◆ What is asked ◆
Show all lines from the listing below that contain "index".

# Start of Provided data

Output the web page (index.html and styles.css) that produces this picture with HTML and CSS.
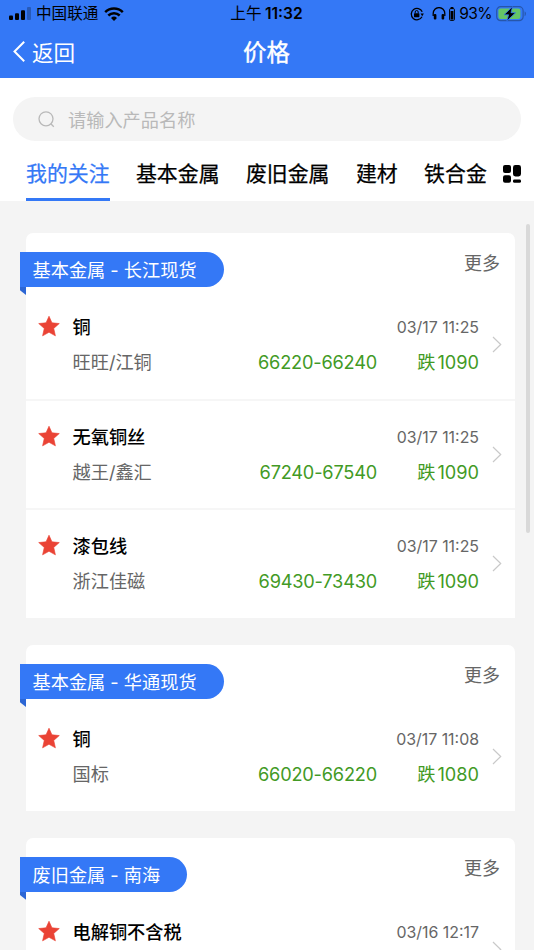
FILE: index.html
```html
<!DOCTYPE html>
<html lang="zh-CN">
<head>
  <meta charset="UTF-8" />
  <meta name="viewport" content="width=device-width, initial-scale=1.0" />
  <title>价格</title>
  <link rel="stylesheet" href="styles.css">
</head>
<body>
  <svg class="symbols" width="0" height="0">
    <symbol id="star" viewBox="0 0 20 20"><path d="M10 .2l2.8 6.3 7 .7-5.3 4.6 1.6 7.1-6.1-3.4-6.1 3.4 1.6-7.1L.2 7.2l7-.7z" fill="#ea4335" stroke="#ea4335" stroke-width=".6" stroke-linejoin="round"/></symbol>
    <symbol id="arrow" viewBox="0 0 10 17"><path d="M1 1l7.7 7.5L1 16" fill="none" stroke="#c9c9c9" stroke-width="1.2"/></symbol>
  </svg>

  <header class="header">
    <div class="status">
      <div class="status-left">
        <svg width="22" height="13" viewBox="0 0 22 13">
          <rect x="0" y="8.5" width="4" height="4.5" rx="1"/>
          <rect x="6" y="6.3" width="4" height="6.7" rx="1"/>
          <rect x="12" y="3.3" width="4" height="9.7" rx="1"/>
          <rect x="18" y="0" width="4" height="13" rx="1" opacity=".25"/>
        </svg>
        <span class="carrier">中国联通</span>
        <svg width="20" height="14" viewBox="0 0 20 14">
          <path d="M1.2 5.2a12.6 12.6 0 0 1 17.6 0M4.3 8.5a8.2 8.2 0 0 1 11.4 0" fill="none" stroke="#000" stroke-width="2.5"/>
          <path d="M10 14l-3-3a4.4 4.4 0 0 1 6 0z"/>
        </svg>
      </div>
      <div class="status-time">上午 <b>11:32</b></div>
      <div class="status-right">
        <svg class="lock" width="14" height="14" viewBox="0 0 14 14">
          <path d="M12.2 4.8A5.7 5.7 0 1 0 12 9.8" fill="none" stroke="#000" stroke-width="1.3"/>
          <path d="M10.5 6.5h3.4l-1.7 2.8z"/>
          <rect x="4" y="6.2" width="5.4" height="4" rx=".6"/>
          <path d="M5.2 6.4V5a1.5 1.5 0 0 1 3 0v1.4" fill="none" stroke="#000"/>
        </svg>
        <svg class="phones" width="14" height="13" viewBox="0 0 14 13">
          <path d="M1.2 9V6.4a5.8 5.8 0 0 1 11.6 0V9" fill="none" stroke="#000" stroke-width="1.3"/>
          <rect x="1.8" y="7" width="2.6" height="5.5" rx="1"/>
          <rect x="9.6" y="7" width="2.6" height="5.5" rx="1"/>
        </svg>
        <svg class="cell" width="6" height="14" viewBox="0 0 6 14">
          <rect x="1.6" y="0" width="2.8" height="2"/>
          <rect x=".6" y="1.6" width="4.8" height="11.8" rx="1" fill="none" stroke="#000"/>
          <rect x="1.6" y="4" width="2.8" height="8.5"/>
        </svg>
        <span class="percent">93%</span>
        <svg width="30" height="16" viewBox="0 0 30 16">
          <rect x=".7" y=".7" width="26.4" height="14" rx="4" fill="none" stroke="#2656aa" stroke-width="1.2"/>
          <path d="M28.6 5.3a3 3 0 0 1 0 5z" fill="#2656aa"/>
          <rect x="2.4" y="2.4" width="22" height="10.6" rx="2.2" fill="#65c466"/>
          <path d="M16.6 .6L8 8.8h4.6L10.8 15l8.8-8.3H15z" stroke="#3478f6" stroke-width=".8"/>
        </svg>
      </div>
    </div>
    <div class="nav">
      <div class="back">
        <svg width="12" height="21" viewBox="0 0 12 21"><path d="M11.2 .8L1.5 10.5l9.7 9.7" fill="none" stroke="#fff" stroke-width="2"/></svg>
        <span>返回</span>
      </div>
      <h1 class="title">价格</h1>
    </div>
  </header>

  <div class="top">
    <div class="search">
      <svg width="17" height="17" viewBox="0 0 17 17"><g fill="none" stroke="#b9b9b9" stroke-width="1.3"><circle cx="8" cy="7.8" r="7"/><path d="M12.8 12.8l3 3"/></g></svg>
      <span>请输入产品名称</span>
    </div>
    <div class="tabs">
      <div class="tab active">我的关注</div>
      <div class="tab">基本金属</div>
      <div class="tab">废旧金属</div>
      <div class="tab">建材</div>
      <div class="tab">铁合金</div>
      <svg class="tabs-more" width="18" height="18" viewBox="0 0 18 18">
        <rect x="0" y="0" width="8" height="8" rx="2"/>
        <rect x="10" y="0" width="8" height="11.5" rx="2.4"/>
        <rect x="0" y="10.3" width="8" height="7.5" rx="2"/>
        <rect x="10" y="14.5" width="8" height="3.3" rx="1.4"/>
      </svg>
    </div>
  </div>

  <main class="list">
    <section class="card">
      <div class="card-head">
        <div class="ribbon">基本金属 - 长江现货</div>
        <span class="more">更多</span>
      </div>
      <div class="row">
        <svg class="star"><use href="#star"/></svg>
        <div class="info">
          <div class="line"><span class="name">铜</span><span class="date">03/17 11:25</span></div>
          <div class="line"><span class="brand">旺旺/江铜</span><span class="price">66220-66240</span><span class="change"><i>跌</i>1090</span></div>
        </div>
        <svg class="arrow"><use href="#arrow"/></svg>
      </div>
      <div class="row">
        <svg class="star"><use href="#star"/></svg>
        <div class="info">
          <div class="line"><span class="name">无氧铜丝</span><span class="date">03/17 11:25</span></div>
          <div class="line"><span class="brand">越王/鑫汇</span><span class="price">67240-67540</span><span class="change"><i>跌</i>1090</span></div>
        </div>
        <svg class="arrow"><use href="#arrow"/></svg>
      </div>
      <div class="row">
        <svg class="star"><use href="#star"/></svg>
        <div class="info">
          <div class="line"><span class="name">漆包线</span><span class="date">03/17 11:25</span></div>
          <div class="line"><span class="brand">浙江佳磁</span><span class="price">69430-73430</span><span class="change"><i>跌</i>1090</span></div>
        </div>
        <svg class="arrow"><use href="#arrow"/></svg>
      </div>
    </section>

    <section class="card">
      <div class="card-head">
        <div class="ribbon">基本金属 - 华通现货</div>
        <span class="more">更多</span>
      </div>
      <div class="row">
        <svg class="star"><use href="#star"/></svg>
        <div class="info">
          <div class="line"><span class="name">铜</span><span class="date">03/17 11:08</span></div>
          <div class="line"><span class="brand">国标</span><span class="price">66020-66220</span><span class="change"><i>跌</i>1080</span></div>
        </div>
        <svg class="arrow"><use href="#arrow"/></svg>
      </div>
    </section>

    <section class="card">
      <div class="card-head">
        <div class="ribbon">废旧金属 - 南海</div>
        <span class="more">更多</span>
      </div>
      <div class="row">
        <svg class="star"><use href="#star"/></svg>
        <div class="info">
          <div class="line"><span class="name">电解铜不含税</span><span class="date">03/16 12:17</span></div>
        </div>
        <svg class="arrow"><use href="#arrow"/></svg>
      </div>
    </section>

    <div class="scrollbar"></div>
  </main>
</body>
</html>
```
FILE: styles.css
```css
* {
  box-sizing: border-box;
}

body {
  margin: 0;
  height: 950px;
  display: flex;
  flex-direction: column;
  overflow: hidden;
  background-color: #f4f4f4;
  color: #000;
  font-family: Inter, "Noto Sans CJK SC", sans-serif;
}

svg {
  display: block;
  flex-shrink: 0;
}

.symbols {
  position: absolute;
}

/* header */
.header {
  height: 78px;
  flex-shrink: 0;
  background-color: #3478f6;
}

.status {
  height: 27px;
  padding: 0 8px 0 9px;
  display: grid;
  grid-template-columns: 1fr auto 1fr;
  align-items: center;
  font-size: 15.6px;
  line-height: 27px;
}

.status-left,
.status-right {
  display: flex;
  align-items: center;
}

.carrier {
  margin: 0 6px 0 5px;
}

.status-time {
  margin-right: 2px;
}

.status-time b {
  font-weight: 600;
  margin-left: -1px;
}

.status-right {
  justify-content: flex-end;
}

.phones {
  margin-left: 8px;
}

.cell {
  margin: 0 4px 0 3px;
}

.percent {
  margin-right: 4px;
  letter-spacing: -0.6px;
}

.nav {
  height: 48px;
  padding-left: 13px;
  display: grid;
  grid-template-columns: 1fr auto 1fr;
  align-items: center;
  color: #fff;
}

.back {
  display: flex;
  align-items: center;
  gap: 7px;
  font-size: 21.6px;
}

.title {
  margin: 0 14px 0 0;
  font-size: 23.4px;
  font-weight: 400;
  -webkit-text-stroke: 0.4px #fff;
}

/* search and tabs */
.top {
  height: 123px;
  flex-shrink: 0;
  padding: 19px 13px 0;
  background-color: #fff;
}

.search {
  height: 44px;
  padding-left: 25px;
  display: flex;
  align-items: center;
  gap: 13px;
  border-radius: 22px;
  background-color: #f4f4f4;
  color: #b9b9b9;
  font-size: 18.2px;
}

.tabs {
  height: 60px;
  padding-left: 13px;
  display: flex;
  gap: 26.4px;
  font-size: 20.9px;
  line-height: 65px;
  white-space: nowrap;
}

.tab {
  -webkit-text-stroke: 0.25px currentColor;
}

.tab.active {
  color: #3478f6;
  border-bottom: 3px solid #3478f6;
}

.tabs-more {
  margin: 24px 0 0 -10px;
}

/* price cards */
.list {
  position: relative;
  flex: 1;
  min-height: 0;
  overflow: hidden;
  padding: 32px 19px 0 26px;
}

.card {
  margin-bottom: 27px;
  border-radius: 7px 7px 0 0;
  background-color: #fff;
}

.card-head {
  height: 56px;
  padding-right: 15px;
  display: flex;
  justify-content: space-between;
  align-items: flex-start;
}

.ribbon {
  position: relative;
  height: 35px;
  margin: 19px 0 0 -6px;
  padding: 0 27px 0 12.5px;
  border-radius: 0 18px 18px 0;
  background-color: #3478f6;
  color: #fff;
  font-size: 18.2px;
  line-height: 36px;
}

/* folded corner under the ribbon */
.ribbon::after {
  content: "";
  position: absolute;
  left: 0;
  top: 35px;
  width: 6px;
  height: 8px;
  background-color: #2c66d4;
  clip-path: polygon(0 0, 100% 0, 100% 100%, 0 40%);
}

.more {
  margin-top: 17px;
  color: #666;
  font-size: 18px;
  line-height: 28px;
}

.row {
  height: 109.7px;
  padding: 24px 13px 0 12px;
  display: flex;
}

.row + .row {
  padding-top: 22px;
  border-top: 2px solid #f6f6f6;
}

.star {
  width: 22px;
  height: 21px;
  margin: 3px 12.5px 0 0;
}

.info {
  width: 406.5px;
}

.line {
  height: 28px;
  margin-bottom: 7px;
  display: flex;
  justify-content: space-between;
  font-size: 18.2px;
  line-height: 28px;
}

.name {
  font-weight: 500;
}

.date {
  color: #666;
  font-size: 15.9px;
  line-height: 29px;
}

.brand {
  color: #666;
}

.price {
  margin-left: auto;
  color: #429a25;
  letter-spacing: -0.2px;
}

.change {
  width: 102px;
  text-align: right;
  color: #429a25;
}

.change i {
  margin-right: 2px;
  font-style: normal;
}

.arrow {
  width: 10px;
  height: 17px;
  margin: 23px 0 0 13px;
}

.scrollbar {
  position: absolute;
  top: 23px;
  right: 4px;
  width: 4px;
  height: 309px;
  border-radius: 2px;
  background-color: #d9d9d9;
}
```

# End of Provided data

◆ Full solution ◆
Output the web page (index.html and styles.css) that produces this picture with HTML and CSS.
FILE: index.html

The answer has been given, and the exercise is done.